The Promise That Wasn’t Kept
Valuable work and meaning is not derived from what AI makes us (apparently) faster at: generating code. Meaning and value in software development is actually created through the impact of building things that makes human lives better, or easier, or slightly less bad.
What’s becoming clear is that the mass adoption of AI is shifting the focus away from human-centered software solutions that provide meaningful value, and is reducing the entire industry to just the tools at its disposal. Just generate the code, bro. Just ship one more app, bro.
I take pride in my work and try to create the best product for my users. I'd be lying if I said I always succeeded, but I'm always striving to do better. How many of the vibe coded apps will just be cookie cutter bland apps that might do the job, but feel more like some boring utility. Boring can be good, but sometimes some nicer touches can provide real value.

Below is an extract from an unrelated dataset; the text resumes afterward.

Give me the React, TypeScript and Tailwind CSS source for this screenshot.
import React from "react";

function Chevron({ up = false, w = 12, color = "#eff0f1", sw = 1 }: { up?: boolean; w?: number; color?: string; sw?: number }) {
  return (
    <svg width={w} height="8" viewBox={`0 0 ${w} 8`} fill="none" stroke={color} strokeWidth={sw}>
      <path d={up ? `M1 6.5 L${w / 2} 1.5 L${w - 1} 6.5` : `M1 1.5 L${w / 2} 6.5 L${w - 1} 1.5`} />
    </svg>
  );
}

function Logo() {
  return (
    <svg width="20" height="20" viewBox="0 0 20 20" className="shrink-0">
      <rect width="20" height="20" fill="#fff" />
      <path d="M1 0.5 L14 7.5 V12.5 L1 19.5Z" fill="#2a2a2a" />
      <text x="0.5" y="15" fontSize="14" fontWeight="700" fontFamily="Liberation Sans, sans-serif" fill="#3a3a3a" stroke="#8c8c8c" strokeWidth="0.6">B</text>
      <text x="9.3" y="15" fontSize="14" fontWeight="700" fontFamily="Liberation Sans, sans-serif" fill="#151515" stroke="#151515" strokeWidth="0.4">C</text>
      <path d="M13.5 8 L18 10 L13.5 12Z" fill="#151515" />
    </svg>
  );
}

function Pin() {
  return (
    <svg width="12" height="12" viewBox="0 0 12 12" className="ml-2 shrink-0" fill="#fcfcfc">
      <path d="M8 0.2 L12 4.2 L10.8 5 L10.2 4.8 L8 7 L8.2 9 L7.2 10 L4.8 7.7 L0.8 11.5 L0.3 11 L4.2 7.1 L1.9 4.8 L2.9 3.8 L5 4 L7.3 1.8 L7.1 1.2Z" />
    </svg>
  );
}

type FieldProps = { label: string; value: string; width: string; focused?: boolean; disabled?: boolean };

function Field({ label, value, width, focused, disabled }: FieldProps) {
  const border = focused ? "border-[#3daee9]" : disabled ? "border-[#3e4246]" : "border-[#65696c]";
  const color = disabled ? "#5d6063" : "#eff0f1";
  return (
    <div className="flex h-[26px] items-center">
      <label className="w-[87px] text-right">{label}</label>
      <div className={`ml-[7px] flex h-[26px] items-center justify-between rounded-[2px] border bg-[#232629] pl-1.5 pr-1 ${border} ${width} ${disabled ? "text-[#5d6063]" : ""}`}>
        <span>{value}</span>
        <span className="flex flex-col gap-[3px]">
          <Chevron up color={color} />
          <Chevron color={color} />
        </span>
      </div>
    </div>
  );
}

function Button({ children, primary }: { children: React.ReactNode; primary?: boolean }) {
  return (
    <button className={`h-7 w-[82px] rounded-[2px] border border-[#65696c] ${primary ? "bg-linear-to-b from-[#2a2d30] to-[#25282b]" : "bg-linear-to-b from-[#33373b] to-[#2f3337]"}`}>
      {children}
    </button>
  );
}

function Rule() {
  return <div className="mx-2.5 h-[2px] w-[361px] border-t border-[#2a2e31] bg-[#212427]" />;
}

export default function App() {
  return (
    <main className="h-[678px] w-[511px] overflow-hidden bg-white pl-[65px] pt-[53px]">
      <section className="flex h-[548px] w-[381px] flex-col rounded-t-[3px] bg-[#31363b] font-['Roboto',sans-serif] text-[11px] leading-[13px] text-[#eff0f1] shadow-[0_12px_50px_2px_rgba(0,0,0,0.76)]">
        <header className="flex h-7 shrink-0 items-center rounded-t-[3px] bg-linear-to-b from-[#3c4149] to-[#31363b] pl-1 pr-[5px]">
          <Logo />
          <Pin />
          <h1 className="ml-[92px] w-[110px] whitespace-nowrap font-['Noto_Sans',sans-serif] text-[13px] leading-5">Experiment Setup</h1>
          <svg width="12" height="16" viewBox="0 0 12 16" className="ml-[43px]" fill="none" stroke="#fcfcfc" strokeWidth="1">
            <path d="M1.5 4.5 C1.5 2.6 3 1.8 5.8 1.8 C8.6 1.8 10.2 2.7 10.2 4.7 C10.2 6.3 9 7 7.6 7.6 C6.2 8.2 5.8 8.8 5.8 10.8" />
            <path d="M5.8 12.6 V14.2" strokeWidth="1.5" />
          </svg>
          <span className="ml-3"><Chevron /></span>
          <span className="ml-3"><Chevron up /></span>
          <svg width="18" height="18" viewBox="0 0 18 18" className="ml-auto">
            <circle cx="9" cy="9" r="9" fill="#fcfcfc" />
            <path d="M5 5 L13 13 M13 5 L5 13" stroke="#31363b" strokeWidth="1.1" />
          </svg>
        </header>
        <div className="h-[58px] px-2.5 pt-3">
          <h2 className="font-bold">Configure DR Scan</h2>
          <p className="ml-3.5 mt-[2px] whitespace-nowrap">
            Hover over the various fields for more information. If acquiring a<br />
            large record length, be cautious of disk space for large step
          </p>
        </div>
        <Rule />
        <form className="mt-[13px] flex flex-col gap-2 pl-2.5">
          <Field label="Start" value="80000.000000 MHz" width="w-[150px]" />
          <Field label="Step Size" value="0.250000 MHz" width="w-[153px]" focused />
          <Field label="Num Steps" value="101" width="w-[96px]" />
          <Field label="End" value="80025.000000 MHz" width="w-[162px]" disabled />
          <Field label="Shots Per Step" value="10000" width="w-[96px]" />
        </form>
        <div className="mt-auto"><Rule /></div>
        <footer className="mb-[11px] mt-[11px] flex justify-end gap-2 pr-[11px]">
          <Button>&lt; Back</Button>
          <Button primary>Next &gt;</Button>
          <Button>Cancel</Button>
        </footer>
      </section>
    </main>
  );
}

There’s nothing wrong with being inexperienced; we all have to start from somewhere. But we can’t rely on tools as a shortcut to gain valuable experience. Experience takes time to develop, and your tools are only as good as your fundamental knowledge and skills. If you skip the knowledge and skills part, and if you fail to learnabout what you’re doing and the implications of how you’re doing it and the human value you have the potential to deliver, then you have little hope of building human value into your software.
I sometimes wonder what junior developers are going to lose by not starting with the basics and just getting AI to build things. It might be all fine and dandy when the generated code works, but what happens when users inevitably find weird edge cases? Or what if there's a bug? From my own personal experience, I've gained plenty of experience and knowledge from debugging and figuring out where code goes awry. I'm not saying that every developer needs to follow my path or not use any new tooling, but I wonder how much learning is done when you enter some commands into a prompt and code is spit out.